We can perform a forward pass to evaluate a given node in a graph. A forward pass is performed by:

  cg_graph_forward(graph = some_graph, target = v)

where argument graph expects a cg_graph object as the graph on which the forward pass is performed and argument target expects a cg_node object as the node that is evaluated. If the target node directly or indirectly depends on one or more input nodes, then the user must specify a value for these input nodes by setting their value data member. A forward pass evaluates all nodes that are needed to evaluate the target node (including the target node itself).

Consider the following example:

  # Initialize a computational graph
  graph <- cg_graph()
  
  # Add an input
  a <- cg_input(name = "a")
  
  # Square the input (i.e. b = a^2)
  b <- cg_pow(a, 2, name = "b")
  
  # Set a equal to 2
  a$value <- 2
  
  # Perform forward pass
  cg_graph_forward(graph, b)
  
  # Retrieve the value of b
  b$value
## [1] 4

Backward Pass

One of the reasons to construct a computational graph is that this enables us to evaluate the partial derivatives of any node in the graph with respect to its parameters by reverse automatic differentiation. We do this by performing a backward pass. A backward pass is performed by:

  cg_graph_backward(graph = some_graph, target = v, index = NULL)

where, argument graph expects a cg_graph object as the graph on which a backward pass is performed, argument target expects a cg_node object as the target node that is differentiated, and argument index expects a scalar integer as the index of the target node that is differentiated. By default, index equals NULL and all elements of the target node are differentiated element-wise. The values of all nodes on which the target node directly or indirectly depends must have been evaluated. This can be done by first calling cg_graph_forward to evaluate the target node. During a backward pass, only the derivatives of parameters and operators are evaluated. The backward pass only differentiates the target node with respect to all nodes on which it depends. The derivatives have the same dimensions as the values of the nodes. They can be retrieved via the grad data member of the nodes.

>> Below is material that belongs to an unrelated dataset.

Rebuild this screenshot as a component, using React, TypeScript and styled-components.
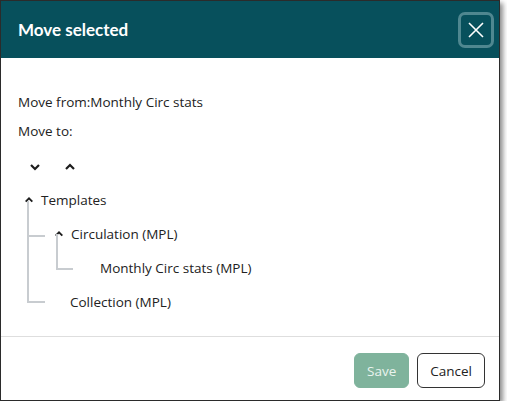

Consider the following example:

  # Initialize a computational graph
  graph <- cg_graph()
  
  # Add an input
  a <- cg_input(name = "a")
  
  # Add a parameter
  b <- cg_parameter(4, name = "b")
  
  # Perform some operations
  c <- cg_sin(a) + cg_cos(b) - cg_tan(a)
  
  # Set a equal to 2
  a$value <- 2
  
  # Perform forward pass
  cg_graph_forward(graph, c)
  
  # Perform backward pass
  cg_graph_backward(graph, c)
  
  # Retrieve the derivative of c with respect to b
  b$grad
## [1] 0.7568025

Eager Evaluation

All operations are evaluated eagerly. That is, when an operator is added to a graph, the value of the operation node is evaluated immediately (if possible). This makes it easier to debug code as the user will immediately receive an error if an operation cannot be evaluated.

Consider the following example:

  # Initialize a computational graph
  graph <- cg_graph()
  
  # Add a parameter
  a <- cg_parameter(2, name = "a")
  
  # Square the input (i.e. b = a^2)
  b <- cg_pow(a, 2, name = "b")
  
  b$value
## [1] 4

Moreover, eager evaluation allows the user to change the control flow of a graph at run-time. For example:

  # Initialize a computational graph
  graph <- cg_graph()

  # Add a parameter
  a <- cg_parameter(2, name = "a")
  
  # Square the parameter 
  b <- a^2

  # Keep squaring the parameter
  while(b$value < 256)
  {
    # Square the parameter
    b <- b^2
    
    # Print value of b
    print(b$value)
  }
## [1] 16
## [1] 256

Here, the number of times we iterate through the while loop depends on the value of node b at run-time.

Custom Operators

It is possible to extend the standard function library of the cgraph package by custom functions that can be used by operators in a computational graph. Operators require a special function, i.e. a cg_function object, which is an extension of a regular R function. In contrast to a R function, a cg_function also defines how a function is differentiated. A cg_function object is created by:

  custom_function <- cg_function(
    def = function(...) {},
    grads = list(function(..., value, grad) {}, ...)
  )

where argument def expects a R function as the function definition and argument grads expects a list of R functions as the partial derivatives of def with respect to its inputs. The derivatives in grads are matched positionally. That is, the first function supplied to grads is expected to be the partial derivative of def with respect to its first input, the second function supplied to grads is expected to be the partial derivative of def with respect to its second input, and so on. Each derivative must take the same arguments as def plus two additional arguments value and grad. These latter two arguments evaluate to the value and derivative of the corresponding input respectively at run-time.

Suppose we want to extend the standard function library by a custom function that calculates logarithms in base 4. To do this, we create a cg_function object for the logarithm function:

  log4 <- cg_function(
    def = function(x) { log(x, base = 4) },
    grads = list(function(x, value, grad) { grad / (x * log(4)) })
  )

Notice that the logarithm function has one input, i.e. x. We need to provide the partial derivative of the logarithm function with respect to this input to argument grads. We derive this derivative by manually differentiating the logarithm function by the rules of differential calculus. Accordingly, we can create a wrapper function that adds an operator for the logarithm function to the active graph:

  cg_log4 <- function(x, name = NULL){
    cg_operator(log4, list(x), name)
  }

We can now use cg_log4 similar to existing logarithm operations in the standard function library (like cg_log2, cg_log10, and cg_ln).